Estoy leyendo el final de la Eneida , con una taza de té al lado. Es una serena tarde de sábado, han caído unas gotas intempestivas, pero ya son un ligero recuerdo. Eneas ha sido herido por Turno y…
… entonces Venus, condolida del inmerecido penar de su hijo, va a recoger en el cretense Ida las vellosas hojas y la purpúrea flor del díctamo, bien conocido de las cabras monteses, heridas por veloz saeta. Trájolas Venus envueltas en oscura niebla, las deslíe con agua en una fúlgida copa, les infunde ocultas virtudes y rocía al remedio con el saludable zumo de la ambrosía y con la fragante panacea; lava el anciano Iapis con él la llaga, sin conocer las virtudes, y de pronto huye del cuerpo todo dolor…

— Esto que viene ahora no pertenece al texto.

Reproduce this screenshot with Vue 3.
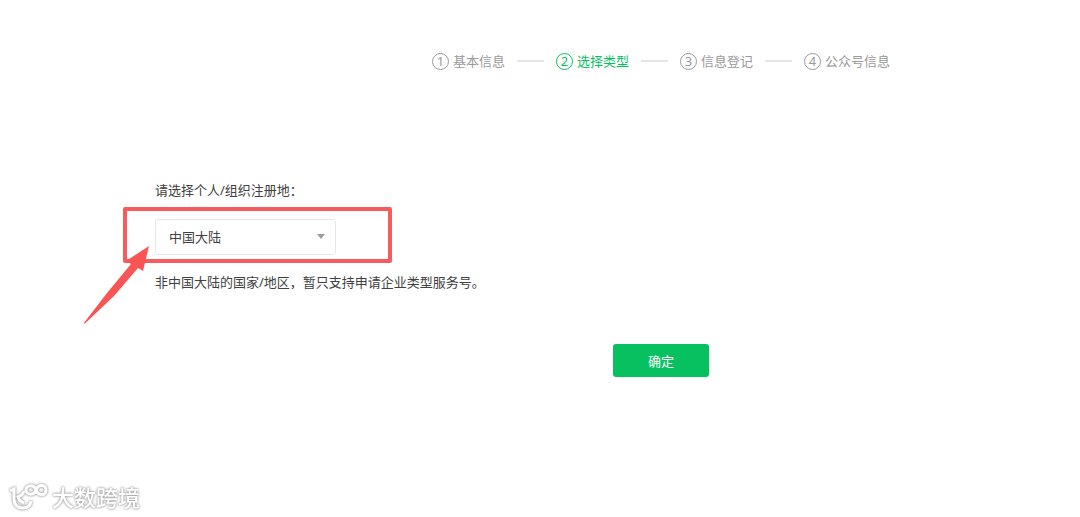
<script setup>
import { ref } from "vue";

const steps = ["基本信息", "选择类型", "信息登记", "公众号信息"];
const current = ref(1);
const region = ref("cn");
</script>

<template>
    <main class="page">
        <ol class="steps">
            <li v-for="(step, i) in steps" :key="step" class="step" :class="{ active: i === current }">
                <span class="num">{{ i + 1 }}</span>
                <span>{{ step }}</span>
            </li>
        </ol>

        <form class="form" @submit.prevent>
            <label class="label" for="region">请选择个人/组织注册地：</label>
            <div class="field">
                <div class="selectBox">
                    <select id="region" v-model="region">
                        <option value="cn">中国大陆</option>
                    </select>
                </div>
                <div class="mark"></div>
                <svg class="pointer" width="68" height="80" viewBox="0 0 68 80">
                    <path d="M66 2L43 17L48 20L24 49L0.500 79.500L2 79.500L31 52L55 24L60 27Z" />
                </svg>
            </div>
            <p class="tip">非中国大陆的国家/地区，暂只支持申请企业类型服务号。</p>
            <div class="actions">
                <button type="submit" class="submitBTN">确定</button>
            </div>
        </form>

        <div class="watermark">
            <svg width="42" height="30" viewBox="0 0 42 30">
                <g class="logo">
                    <path d="M2 9L6 7V18Q7 26 15 26Q22 26 23 19" />
                    <path d="M16 9Q15 13 10 15Q11 19 16 21" />
                    <path d="M28 8C26 2 18 3 18 8C18 13 26 14 28 8C30 2 38 2 38 8C38 14 30 14 28 8Z" />
                </g>
            </svg>
            <span>大数跨境</span>
        </div>
    </main>
</template>

<style>
body {
    margin: 0;
    background: #fff;
}
</style>

<style scoped>
.page {
    position: relative;
    box-sizing: border-box;
    min-height: 100vh;
    padding: 51px 0 0 155px;
    font-family: "Noto Sans", "Noto Sans CJK SC", sans-serif;
    font-size: 13px;
    line-height: 20px;
    color: #404040;
}
.steps {
    display: flex;
    justify-content: center;
    margin: 0;
    padding: 0 0 0 87px;
    list-style: none;
    color: #9a9a9a;
}
.step {
    display: flex;
    align-items: center;
    gap: 4px;
    white-space: nowrap;
}
.step + .step::before {
    content: "";
    width: 27px;
    height: 2px;
    margin: 0 8px 0 12px;
    background: #e4e6e5;
}
.step.active {
    color: #07c160;
}
.num {
    box-sizing: border-box;
    width: 17px;
    height: 17px;
    border: 1px solid currentColor;
    border-radius: 50%;
    line-height: 15px;
    text-align: center;
}
.form {
    margin-top: 109px;
}
.label {
    display: block;
}
.field {
    position: relative;
    margin: 19px 0 17px;
}
.selectBox {
    position: relative;
    width: 181px;
}
.selectBox::after {
    content: "";
    position: absolute;
    top: 15px;
    right: 11px;
    border: 4px solid transparent;
    border-top: 5px solid #9a9a9a;
    border-bottom: 0;
    pointer-events: none;
}
select {
    display: block;
    width: 100%;
    height: 36px;
    padding: 0 13px;
    appearance: none;
    border: 1px solid #e7e7eb;
    border-radius: 3px;
    background: #fff;
    color: inherit;
    font: inherit;
}
/* red frame and arrow drawn over the field */
.mark {
    position: absolute;
    box-sizing: border-box;
    top: -12px;
    left: -32px;
    width: 269px;
    height: 56px;
    border: 4px solid #f75c5c;
    border-radius: 2px;
    pointer-events: none;
}
.pointer {
    position: absolute;
    top: 25px;
    left: -72px;
    fill: #fa5555;
    pointer-events: none;
}
.tip {
    margin: 0;
}
.actions {
    display: flex;
    justify-content: center;
    margin-top: 52px;
    padding-left: 87px;
}
.submitBTN {
    width: 96px;
    height: 33px;
    padding: 0;
    border: none;
    border-radius: 3px;
    background: #07c160;
    color: #fff;
    font: inherit;
    cursor: pointer;
}
.watermark {
    position: absolute;
    left: 8px;
    bottom: 5px;
    display: flex;
    align-items: center;
    gap: 2px;
    color: #fff;
    font-size: 22px;
    font-weight: 500;
    line-height: 30px;
    filter: drop-shadow(0 0 1px #999) drop-shadow(0 0 1px #ccc);
}
.logo {
    fill: none;
    stroke: #fff;
    stroke-width: 3;
}
</style>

El té me parece ahora el remedio divino, y cualquier problema ya sólo un ligero recuerdo. Es una sensación momentánea, un efecto de lectura, pero me hace pensar en la virtud de la buena escritura, y en este caso de esa escritura, a menudo tan obviada, que es la traducción. Buena traducción, al menos, porque recrea el énfasis épico; porque traslada la virtud visual, táctil, olfativa de las palabras originales; porque compone una serie de sonidos y acentos que, al hacer música, despierta en mí el sentido de la evocación. Me siento bien tratado como lector. Gracias.
(Por cierto, si alguien sabe cómo se llama el traductor de la Eneida en la versión de la colección Austral de Espasa-Calpe, le agradeceré que me lo indique. El traductor merece un nombre en el reino de la literatura).